The Fairy Hawthorn
Commoner of the Wood
The White Hawthorn grows in hedges throughout our fair land, blooming come May.
Known in ancient Ireland as ‘the commoner of the wood’, the hardwood of the Hawthorn takes a good polish. Its young leaves are a delicacy and used in salads or dried to make a refreshing cup of tea.
The Hawthorn tree figures prominently in Irish folklore known as The Fairy Thorn. The thorn bush is held sacred by country folk and is seen in the middle of so many Ulster fields.
There is not a farmer in all Ireland who would allow anyone to meddle with them. They are left standing, avoiding the risk of offending the wee folk who supposedly assemble there.
Fairies are harmless when left alone, but deadly when disturbed. A burning topic for years, the danger of upsetting the little folk and interfering with their ‘magic’ thorns.

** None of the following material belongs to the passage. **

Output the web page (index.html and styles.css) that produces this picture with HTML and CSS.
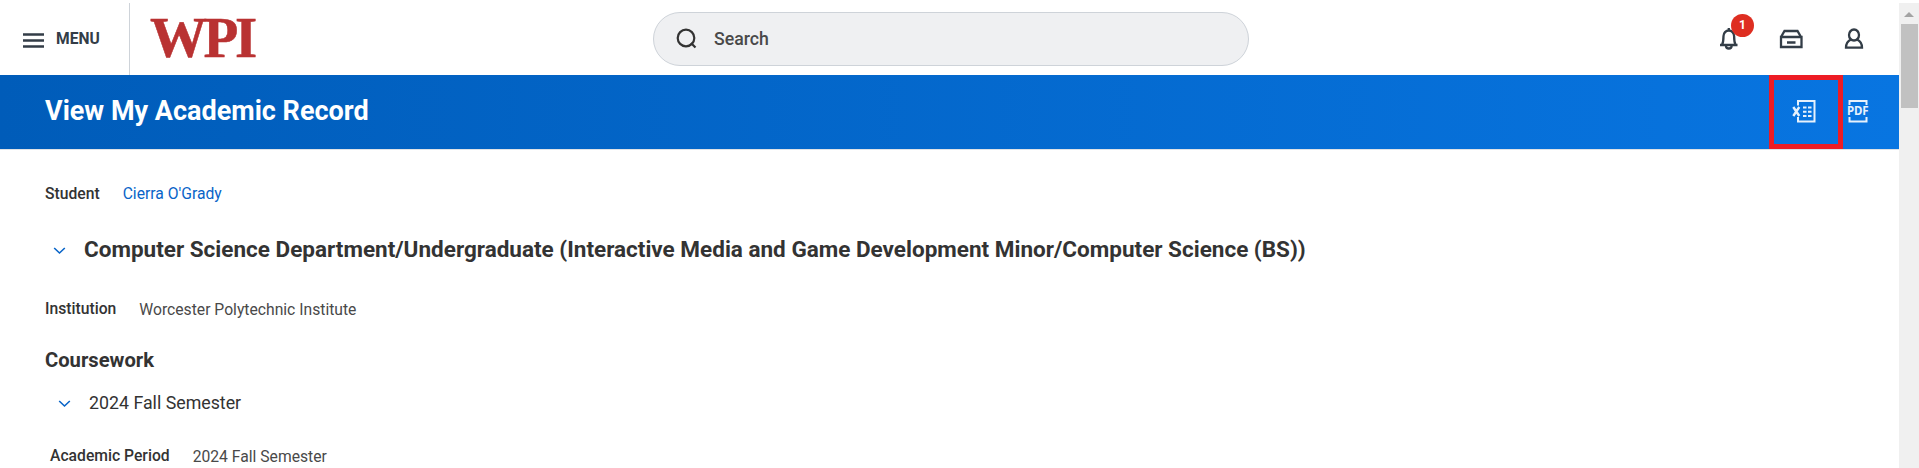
FILE: index.html
```html
<!DOCTYPE html>
<html lang="en">
<head>
<meta charset="utf-8">
<title>View My Academic Record</title>
<link rel="stylesheet" href="styles.css">
</head>
<body>
<div class="app">
  <div class="page">
    <header class="topbar">
      <button class="menu">
        <svg width="21" height="15" viewBox="0 0 21 15"><path d="M0 1.500h21M0 7.500h21M0 13.500h21" stroke="#333d47" stroke-width="2.300"/></svg>
        <span class="menu-label">MENU</span>
      </button>
      <div class="brand"><svg width="110" height="68" viewBox="0 0 110 68"><text class="logo" x="0 53.500 85" y="54">WPI</text></svg></div>
      <div class="search">
        <svg width="22" height="22" viewBox="0 0 22 22" fill="none" stroke="#333" stroke-width="2.200"><circle cx="10" cy="10" r="8.300"/><path d="M15 15l4.500 4.500"/></svg>
        <span class="search-label">Search</span>
      </div>
      <nav class="actions">
        <span class="bell">
          <svg width="20" height="24" viewBox="0 0 20 24" fill="none" stroke="#333d47" stroke-width="2.300"><path d="M1 18h17.500M3 18c1-2 1.500-4 1.500-9a5.300 5.500 0 0 1 10.600 0c0 5 .5 7 1.500 9"/><path d="M9.800 1v3M7 19a2.800 2.500 0 0 0 5.600 0"/></svg>
          <span class="badge">1</span>
        </span>
        <svg class="tray" width="24" height="20" viewBox="0 0 24 20" fill="none" stroke="#333d47" stroke-width="2.300"><path d="M2 8L5.500 2h13L22 8M2 8h20.500v10H2zM8 13.500h8.500"/></svg>
        <svg class="user" width="20" height="22" viewBox="0 0 20 22" fill="none" stroke="#333d47" stroke-width="2.300"><ellipse cx="10" cy="7" rx="5" ry="5.500"/><path d="M7 11.500C3.500 13 2 15.500 2 19.700h16c0-4.200-1.500-6.700-5-8.200"/></svg>
      </nav>
    </header>
    <div class="titlebar">
      <h1 class="title">View My Academic Record</h1>
      <div class="export">
        <span class="excel"><svg width="24" height="24" viewBox="0 0 24 24" fill="none" stroke="#e6f1fc" stroke-width="2"><path d="M6 6.500V2h16.500v20.500H6V18"/><path d="M1.300 8l6 9M7.300 8l-6 9" stroke-width="2.400"/><path d="M11 8.500h3.500M16 8.500h3.500M11 12.800h3.500M16 12.800h3.500M11 17h3.500M16 17h3.500"/></svg></span>
        <svg class="pdf" width="24" height="24" viewBox="0 0 24 24"><path d="M3.500 6V2h17v4M3.500 18v4.500h17V18" fill="none" stroke="#e6f1fc" stroke-width="2"/><text class="pdf-text" x="1" y="16.300" textLength="21.500">PDF</text></svg>
      </div>
    </div>
    <main class="content">
      <div class="field student"><span class="label">Student</span><a class="link">Cierra O'Grady</a></div>
      <div class="section"><svg width="13" height="8" viewBox="0 0 13 8"><path d="M1.200 1l5.300 5 5.300-5" fill="none" stroke="#0864c8" stroke-width="1.600"/></svg><h2 class="program">Computer Science Department/Undergraduate (Interactive Media and Game Development Minor/Computer Science (BS))</h2></div>
      <div class="field institution"><span class="label">Institution</span><span class="value">Worcester Polytechnic Institute</span></div>
      <h3 class="coursework">Coursework</h3>
      <div class="section term"><svg width="13" height="8" viewBox="0 0 13 8"><path d="M1.200 1l5.300 5 5.300-5" fill="none" stroke="#0864c8" stroke-width="1.600"/></svg><h4 class="term-name">2024 Fall Semester</h4></div>
      <div class="field period"><span class="label">Academic Period</span><span class="value">2024 Fall Semester</span></div>
    </main>
  </div>
  <div class="scrollbar"><svg width="10" height="5" viewBox="0 0 10 5"><path d="M0 5l5-5 5 5z" fill="#a3a3a3"/></svg><div class="thumb"></div></div>
</div>
</body>
</html>
```
FILE: styles.css
```css
* { box-sizing: border-box; }
body { margin: 0; font-family: Roboto, sans-serif; color: #333; background: #fff; }
h1, h2, h3, h4 { margin: 0; white-space: nowrap; }
svg { display: block; flex: none; overflow: visible; }
.app { display: flex; height: 468px; overflow: hidden; }
.page { flex: 1; min-width: 0; }
.topbar { display: flex; height: 75px; padding-top: 3px; align-items: flex-start; }
.menu { display: flex; align-items: center; gap: 12px; width: 130px; height: 72px; padding: 0 0 0 23px; border: 0; border-right: 1px solid #ced3d9; background: none; font-family: inherit; }
.menu-label { font-size: 15.6px; line-height: 20px; font-weight: 700; color: #333d47; }
.menu svg { margin-top: 2px; }
.brand { width: 110px; margin: 0 393px 0 20px; }
.logo { font-family: "Liberation Serif", serif; font-weight: 700; font-size: 57px; fill: #b93232; stroke: #b93232; stroke-width: .5; }
.search { display: flex; align-items: center; gap: 16px; width: 596px; height: 54px; margin-top: 9px; padding-left: 22px; border: 1px solid #ced3d9; border-radius: 27px; background: #eff0f2; }
.search-label { font-size: 17.7px; line-height: 22px; font-weight: 500; color: #494949; }
.search svg { margin-top: -1px; }
.actions { display: flex; align-items: flex-start; flex: 1; padding-left: 470px; }
.bell { position: relative; margin-top: 24px; }
.badge { position: absolute; left: 12px; top: -13px; width: 23px; height: 23px; border-radius: 50%; background: #de2e21; color: #fff; font-size: 12px; font-weight: 700; line-height: 23px; text-align: center; }
.tray { margin: 26px 0 0 40px; }
.user { margin: 25px 0 0 41px; }
.titlebar { display: flex; justify-content: space-between; height: 74px; padding-left: 45px; background: linear-gradient(to right, #005cb9, #0875e1); box-shadow: 0 1px 0 #dfe2e6; }
.title { font-size: 27px; line-height: 72px; font-weight: 700; color: #fff; }
.export { display: flex; width: 130px; }
.excel { width: 74px; height: 74px; padding: 19px 0 0 18px; border: 5px solid #ed1c24; }
.pdf { margin: 24px 0 0 3px; }
.pdf-text { font-family: "Noto Sans", sans-serif; font-weight: 700; font-size: 11.5px; fill: #e6f1fc; }
.content { padding-left: 45px; }
.field { display: flex; gap: 23px; font-size: 15.7px; line-height: 20px; }
.label { font-weight: 500; }
.link { color: #0864c8; }
.value { color: #494949; margin-top: 1px; }
.student { height: 55px; padding-top: 35px; }
.section { display: flex; align-items: center; gap: 18px; height: 30px; padding-left: 8px; margin-top: 30px; }
.section svg { margin-top: 3px; }
.program { font-size: 22.5px; line-height: 30px; font-weight: 700; }
.institution { height: 20px; margin-top: 35px; }
.coursework { font-size: 20.2px; line-height: 26px; margin-top: 28px; }
.term { height: 24px; padding-left: 13px; margin-top: 18px; }
.term svg { margin-top: 1px; }
.term-name { font-size: 17.8px; line-height: 24px; font-weight: 400; }
.period { padding-left: 5px; margin-top: 31px; }
.scrollbar { display: flex; flex-direction: column; align-items: center; width: 20px; margin-top: 3px; padding-top: 9px; background: #f0f0f0; }
.thumb { width: 17px; height: 84px; margin-top: 7px; background: #c1c1c1; }
```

In lore and legend, people who chop down these special hawthorns in splendid isolation do so at their own peril. In your journey around our fair land, you will see ploughed fields but the Fairy Thorn stands alone untouched.
Looking at the solitary thorn in the still peace of a summer evening, one feels a penetrating sense of the supernatural. A feeling that is better to keep at a reasonable distance.
I asked a farmer once if he believed in fairies and the hurt they could do to anyone interfering with them? He answered, he did not know whether he believed in them but he wouldn’t touch anything when their names are associated.
There is much in this world of ours that we cannot account for which is why many of us would not act like fools. Rushing in where angels fear to tread.
These fairy thorns, small green hills forts and raths are found all over Ireland, greatly enhancing the beauty of our countryside and lend enchantment to the Ulster scene. These special abodes of the fairies and leprechauns provide a great attraction for Ireland’s tourists.
So strong is this tradition that even the direct necessity would not compel people to interfere with them in case bad luck should follow their activities. To the local farmers, they will always be the homes of the fairies and forever remain. The Fairy thorn will continue to grow undisturbed so that the ‘Sidhe’ may still reside amongst us and give to our country that indefinable atmosphere that will forever belongs to Fairyland.
Left in Solitary
In years gone by, motorways were rerouted to avoid these trees or building plans changed.
At Clonduff, near Hilltown in South Down, a townland called Bush town is enclosed by a triangle of main roads. Called because it contains the largest ‘fairy thorn tree’ in Ulster.
Standing alone in the middle of a field, this sprawling tree is still very much respected; the legend handed down tells us it grew from a stick planted by a priest to ward off an angry bull that knocked down a wall of a newly erected small church in the neighbourhood.
You will notice a storm has blown part of the structure down but the local people left it alone.